Goal:
All the data must come back unchanged, except that pictures are left out.

Given material:
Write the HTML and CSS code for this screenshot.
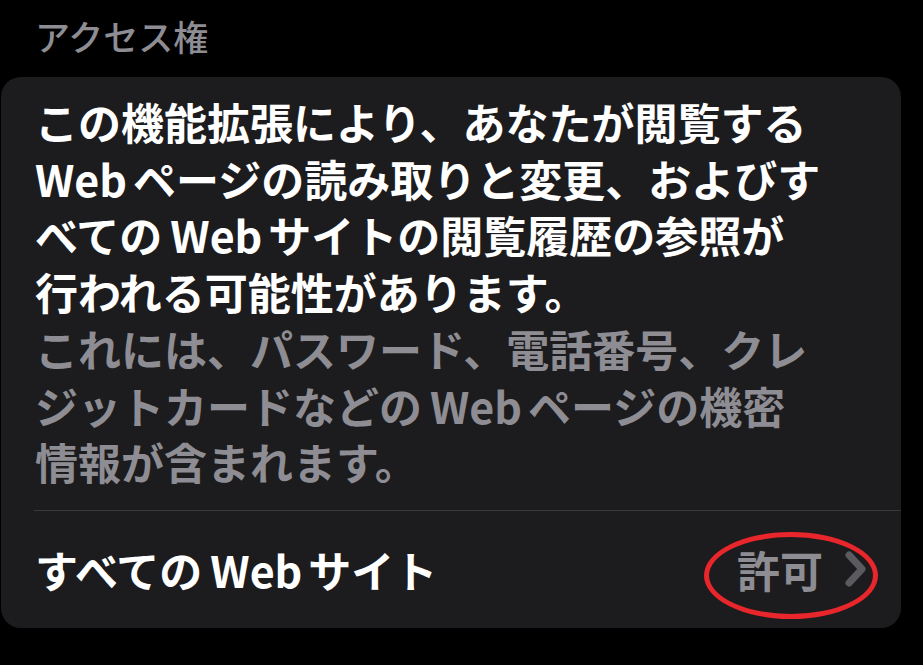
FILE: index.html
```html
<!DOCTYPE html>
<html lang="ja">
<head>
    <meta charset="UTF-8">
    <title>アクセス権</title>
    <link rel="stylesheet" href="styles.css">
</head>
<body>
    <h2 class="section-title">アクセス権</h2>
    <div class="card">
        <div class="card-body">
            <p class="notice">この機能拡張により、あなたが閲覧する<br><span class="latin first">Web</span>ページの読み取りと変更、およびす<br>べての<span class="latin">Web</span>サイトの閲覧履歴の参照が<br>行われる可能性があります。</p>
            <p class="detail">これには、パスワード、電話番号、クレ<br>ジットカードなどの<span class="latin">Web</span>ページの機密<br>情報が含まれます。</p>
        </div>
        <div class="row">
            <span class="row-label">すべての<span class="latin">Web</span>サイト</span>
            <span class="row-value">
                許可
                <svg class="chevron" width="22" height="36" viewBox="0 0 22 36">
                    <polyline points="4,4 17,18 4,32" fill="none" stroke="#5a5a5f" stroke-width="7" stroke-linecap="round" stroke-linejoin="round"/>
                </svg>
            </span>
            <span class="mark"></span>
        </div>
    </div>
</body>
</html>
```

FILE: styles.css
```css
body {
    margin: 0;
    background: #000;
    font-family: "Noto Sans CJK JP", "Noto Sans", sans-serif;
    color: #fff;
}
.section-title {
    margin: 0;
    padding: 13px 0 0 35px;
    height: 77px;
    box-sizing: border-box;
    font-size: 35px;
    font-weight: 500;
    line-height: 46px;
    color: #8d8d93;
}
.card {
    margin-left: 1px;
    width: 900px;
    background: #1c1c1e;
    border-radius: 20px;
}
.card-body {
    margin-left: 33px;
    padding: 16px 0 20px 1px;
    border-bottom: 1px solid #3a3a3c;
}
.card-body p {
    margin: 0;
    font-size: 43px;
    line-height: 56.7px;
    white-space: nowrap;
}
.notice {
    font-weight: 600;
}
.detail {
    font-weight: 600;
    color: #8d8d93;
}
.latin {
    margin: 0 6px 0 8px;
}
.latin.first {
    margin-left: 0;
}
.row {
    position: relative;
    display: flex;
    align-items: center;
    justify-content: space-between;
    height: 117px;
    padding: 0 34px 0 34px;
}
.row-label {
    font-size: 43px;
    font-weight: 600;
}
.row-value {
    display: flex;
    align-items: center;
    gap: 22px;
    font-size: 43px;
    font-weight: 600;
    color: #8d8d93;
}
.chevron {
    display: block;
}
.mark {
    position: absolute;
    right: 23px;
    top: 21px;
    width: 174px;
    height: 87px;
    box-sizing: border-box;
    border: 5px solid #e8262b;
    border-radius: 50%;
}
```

Response to the exercise:
Write the HTML and CSS code for this screenshot.
FILE: index.html
```html
<!DOCTYPE html>
<html lang="ja">
<head>
    <meta charset="UTF-8">
    <title>アクセス権</title>
    <link rel="stylesheet" href="styles.css">
</head>
<body>
    <h2 class="section-title">アクセス権</h2>
    <div class="card">
        <div class="card-body">
            <p class="notice">この機能拡張により、あなたが閲覧する<br><span class="latin first">Web</span>ページの読み取りと変更、およびす<br>べての<span class="latin">Web</span>サイトの閲覧履歴の参照が<br>行われる可能性があります。</p>
            <p class="detail">これには、パスワード、電話番号、クレ<br>ジットカードなどの<span class="latin">Web</span>ページの機密<br>情報が含まれます。</p>
        </div>
        <div class="row">
            <span class="row-label">すべての<span class="latin">Web</span>サイト</span>
            <span class="row-value">
                許可
                <svg class="chevron" width="22" height="36" viewBox="0 0 22 36">
                    <polyline points="4,4 17,18 4,32" fill="none" stroke="#5a5a5f" stroke-width="7" stroke-linecap="round" stroke-linejoin="round"/>
                </svg>
            </span>
            <span class="mark"></span>
        </div>
    </div>
</body>
</html>
```

FILE: styles.css
```css
body {
    margin: 0;
    background: #000;
    font-family: "Noto Sans CJK JP", "Noto Sans", sans-serif;
    color: #fff;
}
.section-title {
    margin: 0;
    padding: 13px 0 0 35px;
    height: 77px;
    box-sizing: border-box;
    font-size: 35px;
    font-weight: 500;
    line-height: 46px;
    color: #8d8d93;
}
.card {
    margin-left: 1px;
    width: 900px;
    background: #1c1c1e;
    border-radius: 20px;
}
.card-body {
    margin-left: 33px;
    padding: 16px 0 20px 1px;
    border-bottom: 1px solid #3a3a3c;
}
.card-body p {
    margin: 0;
    font-size: 43px;
    line-height: 56.7px;
    white-space: nowrap;
}
.notice {
    font-weight: 600;
}
.detail {
    font-weight: 600;
    color: #8d8d93;
}
.latin {
    margin: 0 6px 0 8px;
}
.latin.first {
    margin-left: 0;
}
.row {
    position: relative;
    display: flex;
    align-items: center;
    justify-content: space-between;
    height: 117px;
    padding: 0 34px 0 34px;
}
.row-label {
    font-size: 43px;
    font-weight: 600;
}
.row-value {
    display: flex;
    align-items: center;
    gap: 22px;
    font-size: 43px;
    font-weight: 600;
    color: #8d8d93;
}
.chevron {
    display: block;
}
.mark {
    position: absolute;
    right: 23px;
    top: 21px;
    width: 174px;
    height: 87px;
    box-sizing: border-box;
    border: 5px solid #e8262b;
    border-radius: 50%;
}
```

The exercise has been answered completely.